Filter the entries below, keeping only lines with the word "this".

* Input data
+-------+

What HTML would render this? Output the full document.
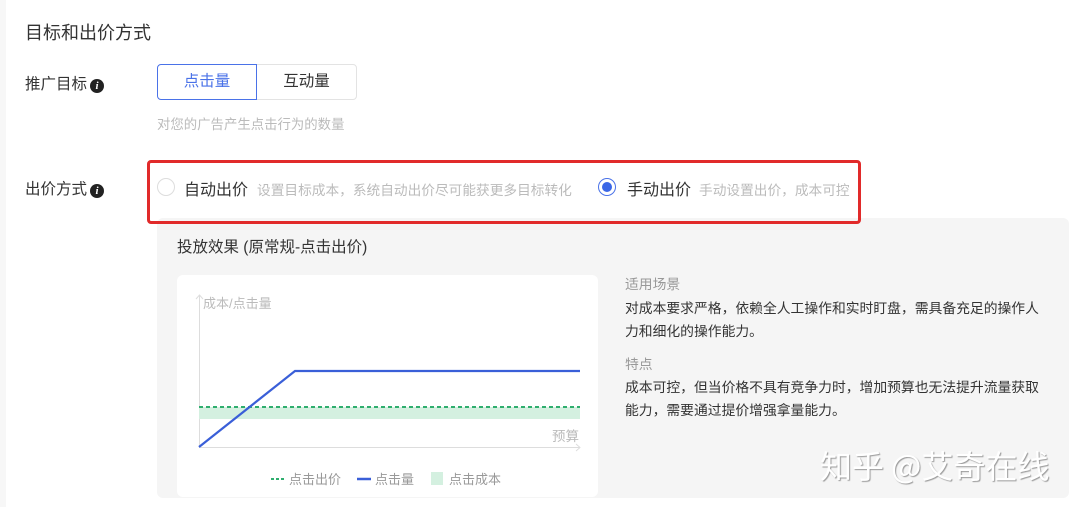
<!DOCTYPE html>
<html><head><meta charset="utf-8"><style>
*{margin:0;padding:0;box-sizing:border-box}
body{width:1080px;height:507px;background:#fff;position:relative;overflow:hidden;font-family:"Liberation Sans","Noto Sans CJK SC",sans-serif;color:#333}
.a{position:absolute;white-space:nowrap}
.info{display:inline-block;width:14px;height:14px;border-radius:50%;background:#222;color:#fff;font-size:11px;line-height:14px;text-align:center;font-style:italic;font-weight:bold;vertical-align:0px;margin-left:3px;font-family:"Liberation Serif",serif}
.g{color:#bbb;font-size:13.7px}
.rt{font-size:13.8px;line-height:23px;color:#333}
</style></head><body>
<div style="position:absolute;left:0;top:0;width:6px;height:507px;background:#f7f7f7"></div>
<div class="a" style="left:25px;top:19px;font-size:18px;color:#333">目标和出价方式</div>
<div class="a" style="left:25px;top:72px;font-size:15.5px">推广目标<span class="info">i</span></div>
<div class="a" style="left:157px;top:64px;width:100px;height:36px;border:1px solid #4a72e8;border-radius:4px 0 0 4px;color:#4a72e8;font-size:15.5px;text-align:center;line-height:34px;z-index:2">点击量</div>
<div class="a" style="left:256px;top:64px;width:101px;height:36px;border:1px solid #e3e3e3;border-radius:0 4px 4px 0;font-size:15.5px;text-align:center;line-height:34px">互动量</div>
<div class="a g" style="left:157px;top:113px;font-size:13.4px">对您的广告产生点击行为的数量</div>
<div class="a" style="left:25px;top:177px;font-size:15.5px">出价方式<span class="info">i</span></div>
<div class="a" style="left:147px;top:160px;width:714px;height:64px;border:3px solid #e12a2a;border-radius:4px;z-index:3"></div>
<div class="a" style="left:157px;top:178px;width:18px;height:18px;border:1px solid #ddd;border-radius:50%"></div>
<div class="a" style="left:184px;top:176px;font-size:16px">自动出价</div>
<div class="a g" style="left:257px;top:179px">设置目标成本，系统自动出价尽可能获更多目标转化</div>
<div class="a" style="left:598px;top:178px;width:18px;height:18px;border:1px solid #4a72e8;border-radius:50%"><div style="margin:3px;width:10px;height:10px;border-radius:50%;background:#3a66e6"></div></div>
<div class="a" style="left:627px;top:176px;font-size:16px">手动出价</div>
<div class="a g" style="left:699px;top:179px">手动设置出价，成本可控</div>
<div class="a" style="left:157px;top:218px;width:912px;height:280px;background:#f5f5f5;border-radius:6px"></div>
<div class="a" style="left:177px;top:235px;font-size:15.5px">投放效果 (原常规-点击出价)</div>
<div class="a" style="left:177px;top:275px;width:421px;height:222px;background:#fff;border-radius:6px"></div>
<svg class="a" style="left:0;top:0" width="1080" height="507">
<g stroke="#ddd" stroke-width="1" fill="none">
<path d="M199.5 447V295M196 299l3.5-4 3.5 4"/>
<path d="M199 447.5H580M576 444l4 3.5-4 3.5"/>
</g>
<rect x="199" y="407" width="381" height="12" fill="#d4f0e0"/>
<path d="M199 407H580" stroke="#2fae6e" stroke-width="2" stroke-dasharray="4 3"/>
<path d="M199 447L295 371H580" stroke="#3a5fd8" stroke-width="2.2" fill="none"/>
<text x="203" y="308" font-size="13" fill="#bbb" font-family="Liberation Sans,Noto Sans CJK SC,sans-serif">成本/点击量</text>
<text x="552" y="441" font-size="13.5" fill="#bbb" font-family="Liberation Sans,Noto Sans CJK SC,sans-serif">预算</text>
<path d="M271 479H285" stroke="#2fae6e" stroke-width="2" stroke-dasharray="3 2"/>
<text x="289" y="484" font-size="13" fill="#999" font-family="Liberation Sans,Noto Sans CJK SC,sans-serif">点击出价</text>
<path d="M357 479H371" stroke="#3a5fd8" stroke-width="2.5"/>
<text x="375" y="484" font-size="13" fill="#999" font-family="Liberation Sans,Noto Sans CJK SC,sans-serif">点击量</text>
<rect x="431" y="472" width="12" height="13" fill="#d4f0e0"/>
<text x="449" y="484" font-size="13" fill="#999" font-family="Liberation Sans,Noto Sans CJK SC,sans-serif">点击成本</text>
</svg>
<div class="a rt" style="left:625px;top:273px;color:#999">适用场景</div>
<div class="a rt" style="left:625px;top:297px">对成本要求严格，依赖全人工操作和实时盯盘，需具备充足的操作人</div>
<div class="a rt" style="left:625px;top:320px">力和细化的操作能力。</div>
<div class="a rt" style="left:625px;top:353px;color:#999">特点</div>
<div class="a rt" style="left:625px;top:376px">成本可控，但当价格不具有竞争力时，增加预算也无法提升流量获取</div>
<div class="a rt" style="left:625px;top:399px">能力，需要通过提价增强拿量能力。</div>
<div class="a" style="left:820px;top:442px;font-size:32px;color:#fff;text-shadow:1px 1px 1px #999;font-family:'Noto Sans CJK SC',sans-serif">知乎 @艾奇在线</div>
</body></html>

+-------+

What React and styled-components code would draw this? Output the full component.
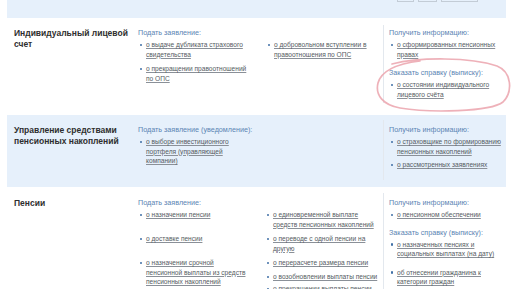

+-------+

* Exercise result
What HTML would render this? Output the full document.
What React and styled-components code would draw this? Output the full component.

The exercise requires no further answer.